The actual transaction of paying a babysitter is no small issue either.  Every time I hire a sitter to watch my children, I know that my family is economically fortunate.  Not everyone has such luxury. (Strangely, I'm discovering that a lot of my parenting satisfaction comes from that notion of, “it could be worse.”)

It also means that it is a service that my husband and I both feel has real financial worth.  Every time we pay someone, the unspoken message is, this is valued work that someone is paid to do.
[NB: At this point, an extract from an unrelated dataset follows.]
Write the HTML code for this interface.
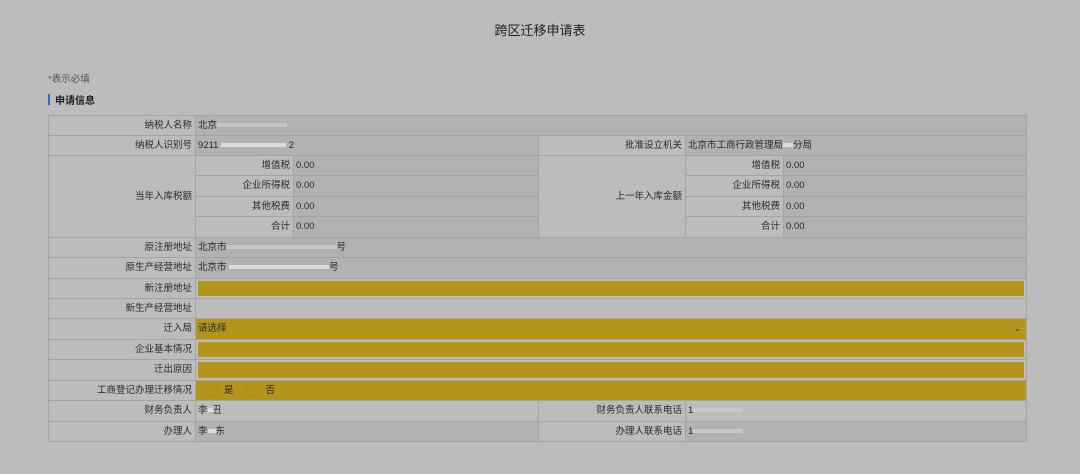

Granted, I'm not paid to do it, but the understanding is that if I weren't caring for our kids we would need to pay someone else to do it.  And when the subject of money and babysitters comes up in our house, I point out to Slim that there is actually a direct correlation between the number of sitter hours we pay for and his happiness.  I assure him this is not a threat or, more importantly, it is not a promise.  It is just an observation.

To observe National Babysitter’s Day I will simply acknowledge to myself the value my sitters have added to the peace, richness, and life of my family.  I will not actually be having a babysitter this Saturday, however, because my mother-in-law is coming to town.  We’ve both agreed to head into Mother’s Day with low expectations and hope to be surprised on the upside.

And so, a happy National Babysitter’s Day to me and the individuals who’ve cared for my children.  A thank you for giving me respite to breathe, for telling me I was doing a good job at valuable work, and, of course, for teaching my children to blow marbles out of their noses:  Ali, Alison, Amanda, Andrew, Andrew, Angelica, Anna, Ashley, Becca, Beth, Betsy, Bobby, Caroline, Caroline, Carolyn, Chloe, Christine, Christina, Claire, Claire, Courtney, Eliza, Emily, Erin, Haley, Hannah, Hannah, Hannah, Honore, Hope, Janine, Jen, Jesse, Johanna, John, Julie, Karen, Katie, Katie, Katie, Katie, Kelly, Kelsey, Kristin, Lauren, Liam, Liam, Maddie, Maddie, Maggie, Mary, Mary, Meg, Megan, Meghan, Mikaela, Miranda, Naomi, Nicole, Patty, Ray, Rose, Ryan, Sarah, Sydney, Tara, Tayler, Taylor, Tory, Tucker, Will, and Will.